Women are second only to married couples as a homebuying presence in the real estate market, according to the National Association of REALTORS®. Currently, 19% of the homebuying market are single women, while 9% are single men and 60% are married couples, according to NAR.
Single women and single men show a high desire to own a home of their own, but single women outnumber men by about a 2-1 ratio. While a roughly equivalent percentage of men and women purchase because of the desire to own a home, the number of women who purchase a home to be near their friends and family is double that of men, NAR says.
Single women buyers also are more likely to purchase a home if they have a child under the age of 18, and they’re more likely to purchase a multigenerational home to accommodate adult siblings, adult children, and grandparents.
“These family obligations may make purchasing a home more attractive to a single woman buyer as she has the need for stable housing on a continual basis,” Jessica Lautz, NAR’s vice president of demographics and behavioral insights, writes at the association’s blog.

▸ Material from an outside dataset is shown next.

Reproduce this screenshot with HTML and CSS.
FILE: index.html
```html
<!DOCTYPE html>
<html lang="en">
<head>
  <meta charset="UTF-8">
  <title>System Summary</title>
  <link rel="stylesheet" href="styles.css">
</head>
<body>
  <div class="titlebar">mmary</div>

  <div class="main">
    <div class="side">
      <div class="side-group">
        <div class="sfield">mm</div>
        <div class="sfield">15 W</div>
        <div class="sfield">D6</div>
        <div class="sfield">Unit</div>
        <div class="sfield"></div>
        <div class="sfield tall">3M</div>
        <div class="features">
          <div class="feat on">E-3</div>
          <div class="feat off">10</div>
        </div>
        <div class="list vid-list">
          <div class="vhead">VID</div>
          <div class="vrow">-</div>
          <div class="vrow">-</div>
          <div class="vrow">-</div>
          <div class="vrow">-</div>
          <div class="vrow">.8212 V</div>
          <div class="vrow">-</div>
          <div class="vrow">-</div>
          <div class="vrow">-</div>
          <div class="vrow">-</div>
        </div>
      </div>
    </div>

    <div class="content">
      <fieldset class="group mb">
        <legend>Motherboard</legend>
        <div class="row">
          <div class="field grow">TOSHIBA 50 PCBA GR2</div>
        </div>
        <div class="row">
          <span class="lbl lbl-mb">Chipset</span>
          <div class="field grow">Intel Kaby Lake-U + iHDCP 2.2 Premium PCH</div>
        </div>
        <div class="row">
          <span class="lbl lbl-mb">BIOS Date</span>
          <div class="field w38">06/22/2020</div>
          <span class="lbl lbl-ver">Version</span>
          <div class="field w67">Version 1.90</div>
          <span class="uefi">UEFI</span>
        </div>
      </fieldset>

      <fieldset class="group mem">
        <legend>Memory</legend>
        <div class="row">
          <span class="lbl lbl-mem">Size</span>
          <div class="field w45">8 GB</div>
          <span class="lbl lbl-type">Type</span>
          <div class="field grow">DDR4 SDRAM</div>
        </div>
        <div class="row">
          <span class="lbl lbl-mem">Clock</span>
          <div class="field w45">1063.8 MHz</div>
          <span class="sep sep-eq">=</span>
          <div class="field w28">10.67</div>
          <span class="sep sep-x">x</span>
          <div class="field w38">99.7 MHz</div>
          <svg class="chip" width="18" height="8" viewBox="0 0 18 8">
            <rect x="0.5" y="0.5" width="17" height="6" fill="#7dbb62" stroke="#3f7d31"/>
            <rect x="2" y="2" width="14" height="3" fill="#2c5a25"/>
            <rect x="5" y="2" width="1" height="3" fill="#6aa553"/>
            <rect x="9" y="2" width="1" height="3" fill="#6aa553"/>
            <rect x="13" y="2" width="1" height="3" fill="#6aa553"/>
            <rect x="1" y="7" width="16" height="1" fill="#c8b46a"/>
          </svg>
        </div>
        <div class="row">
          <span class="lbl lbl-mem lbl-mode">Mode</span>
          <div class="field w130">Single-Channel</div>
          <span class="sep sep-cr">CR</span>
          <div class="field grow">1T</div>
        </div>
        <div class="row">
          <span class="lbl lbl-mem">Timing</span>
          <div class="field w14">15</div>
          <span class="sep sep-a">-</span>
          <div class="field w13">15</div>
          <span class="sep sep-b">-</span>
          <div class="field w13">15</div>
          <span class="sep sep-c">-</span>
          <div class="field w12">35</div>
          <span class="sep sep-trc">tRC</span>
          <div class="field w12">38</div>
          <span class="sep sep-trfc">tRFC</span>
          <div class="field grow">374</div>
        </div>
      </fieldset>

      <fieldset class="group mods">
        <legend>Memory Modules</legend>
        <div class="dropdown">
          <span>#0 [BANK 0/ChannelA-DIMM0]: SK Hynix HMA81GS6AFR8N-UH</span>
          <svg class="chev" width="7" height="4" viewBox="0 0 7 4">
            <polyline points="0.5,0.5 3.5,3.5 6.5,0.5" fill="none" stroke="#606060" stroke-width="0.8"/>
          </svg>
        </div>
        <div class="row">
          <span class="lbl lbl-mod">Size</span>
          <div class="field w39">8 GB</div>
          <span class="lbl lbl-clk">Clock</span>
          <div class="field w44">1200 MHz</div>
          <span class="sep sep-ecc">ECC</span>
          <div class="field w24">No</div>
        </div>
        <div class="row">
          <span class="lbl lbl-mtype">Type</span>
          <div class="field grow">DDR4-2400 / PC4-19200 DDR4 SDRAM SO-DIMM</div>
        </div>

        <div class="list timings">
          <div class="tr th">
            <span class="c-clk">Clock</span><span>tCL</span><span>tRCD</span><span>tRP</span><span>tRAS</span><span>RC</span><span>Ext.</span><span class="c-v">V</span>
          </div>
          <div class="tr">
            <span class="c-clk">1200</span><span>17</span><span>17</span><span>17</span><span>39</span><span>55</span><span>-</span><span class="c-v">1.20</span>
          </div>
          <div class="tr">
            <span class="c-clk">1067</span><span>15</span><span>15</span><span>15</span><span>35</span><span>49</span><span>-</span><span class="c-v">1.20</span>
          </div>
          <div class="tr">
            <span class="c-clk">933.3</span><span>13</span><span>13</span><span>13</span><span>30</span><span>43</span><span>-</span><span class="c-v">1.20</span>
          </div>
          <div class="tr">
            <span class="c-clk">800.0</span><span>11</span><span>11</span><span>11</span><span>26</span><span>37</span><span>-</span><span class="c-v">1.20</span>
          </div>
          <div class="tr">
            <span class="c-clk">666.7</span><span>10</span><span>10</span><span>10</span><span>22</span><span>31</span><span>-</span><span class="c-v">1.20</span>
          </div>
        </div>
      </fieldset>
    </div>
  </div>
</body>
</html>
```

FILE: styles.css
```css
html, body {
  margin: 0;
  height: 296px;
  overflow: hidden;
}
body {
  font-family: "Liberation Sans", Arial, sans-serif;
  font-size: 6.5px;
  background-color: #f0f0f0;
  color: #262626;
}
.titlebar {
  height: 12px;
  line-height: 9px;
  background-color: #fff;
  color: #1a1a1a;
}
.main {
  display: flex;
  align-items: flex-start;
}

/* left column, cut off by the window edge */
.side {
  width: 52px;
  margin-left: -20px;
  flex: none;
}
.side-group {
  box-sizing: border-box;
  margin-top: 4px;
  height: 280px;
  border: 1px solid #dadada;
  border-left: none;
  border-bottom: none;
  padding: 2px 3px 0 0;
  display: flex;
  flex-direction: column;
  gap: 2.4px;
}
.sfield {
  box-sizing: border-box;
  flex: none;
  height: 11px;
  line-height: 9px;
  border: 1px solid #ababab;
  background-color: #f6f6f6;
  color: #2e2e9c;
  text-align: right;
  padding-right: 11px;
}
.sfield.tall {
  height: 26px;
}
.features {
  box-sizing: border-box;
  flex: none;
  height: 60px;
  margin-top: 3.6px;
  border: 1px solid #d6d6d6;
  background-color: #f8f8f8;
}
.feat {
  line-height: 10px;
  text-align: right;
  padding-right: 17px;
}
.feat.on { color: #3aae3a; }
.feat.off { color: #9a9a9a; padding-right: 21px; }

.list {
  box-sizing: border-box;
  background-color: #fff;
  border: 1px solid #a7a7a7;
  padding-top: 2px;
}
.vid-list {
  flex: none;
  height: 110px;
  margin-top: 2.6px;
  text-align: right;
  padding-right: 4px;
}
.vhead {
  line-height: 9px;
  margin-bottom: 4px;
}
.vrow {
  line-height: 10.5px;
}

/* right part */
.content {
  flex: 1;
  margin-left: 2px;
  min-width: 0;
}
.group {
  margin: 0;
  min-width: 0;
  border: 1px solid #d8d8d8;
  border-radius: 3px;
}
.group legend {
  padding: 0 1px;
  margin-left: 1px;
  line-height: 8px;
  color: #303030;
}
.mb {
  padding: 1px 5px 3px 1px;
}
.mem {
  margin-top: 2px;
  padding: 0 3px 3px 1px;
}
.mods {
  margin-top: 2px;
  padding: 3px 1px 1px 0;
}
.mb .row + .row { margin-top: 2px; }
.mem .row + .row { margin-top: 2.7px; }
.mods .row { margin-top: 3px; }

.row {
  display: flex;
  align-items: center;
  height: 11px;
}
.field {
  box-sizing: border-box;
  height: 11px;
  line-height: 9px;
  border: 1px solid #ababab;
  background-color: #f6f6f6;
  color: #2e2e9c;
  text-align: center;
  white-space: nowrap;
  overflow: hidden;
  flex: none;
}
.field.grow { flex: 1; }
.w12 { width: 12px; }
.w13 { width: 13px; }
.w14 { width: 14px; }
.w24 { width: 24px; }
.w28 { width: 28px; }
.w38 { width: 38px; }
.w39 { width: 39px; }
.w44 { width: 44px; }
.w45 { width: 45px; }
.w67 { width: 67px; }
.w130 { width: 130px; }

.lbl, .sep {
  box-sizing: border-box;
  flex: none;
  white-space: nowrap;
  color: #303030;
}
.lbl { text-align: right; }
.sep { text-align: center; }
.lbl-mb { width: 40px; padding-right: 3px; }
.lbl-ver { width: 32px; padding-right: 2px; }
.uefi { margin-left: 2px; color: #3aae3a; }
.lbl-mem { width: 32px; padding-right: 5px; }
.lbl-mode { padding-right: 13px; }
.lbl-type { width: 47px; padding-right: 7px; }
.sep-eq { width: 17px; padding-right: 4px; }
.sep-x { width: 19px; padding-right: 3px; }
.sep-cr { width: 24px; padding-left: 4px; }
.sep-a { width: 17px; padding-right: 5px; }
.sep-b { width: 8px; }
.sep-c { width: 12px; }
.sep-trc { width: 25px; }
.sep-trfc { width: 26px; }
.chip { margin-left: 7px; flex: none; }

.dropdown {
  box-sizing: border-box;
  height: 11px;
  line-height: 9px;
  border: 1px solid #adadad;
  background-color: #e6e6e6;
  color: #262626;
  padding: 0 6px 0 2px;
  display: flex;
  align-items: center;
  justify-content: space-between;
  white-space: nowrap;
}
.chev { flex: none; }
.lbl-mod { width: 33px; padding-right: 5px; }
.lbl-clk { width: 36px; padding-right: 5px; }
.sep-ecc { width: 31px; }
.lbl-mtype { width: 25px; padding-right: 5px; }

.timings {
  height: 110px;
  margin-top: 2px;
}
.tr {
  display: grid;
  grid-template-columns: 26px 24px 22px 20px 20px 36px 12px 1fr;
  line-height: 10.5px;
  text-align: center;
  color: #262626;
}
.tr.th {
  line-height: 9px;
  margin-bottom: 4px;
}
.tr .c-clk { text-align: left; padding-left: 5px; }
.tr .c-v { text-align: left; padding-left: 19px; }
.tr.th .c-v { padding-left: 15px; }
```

Seventeen percent of single women buyers say they have kids under the age of 18 who live with them, and 13% say they live in a multigenerational home, according to NAR’s Profile of Home Buyers and Sellers.
As the number of single women buyers rises, the share of married couples in the real estate market has been dropping. Lautz cites data that shows in 1990, 59% of Americans were married; that percentage has dropped to 52% more recently.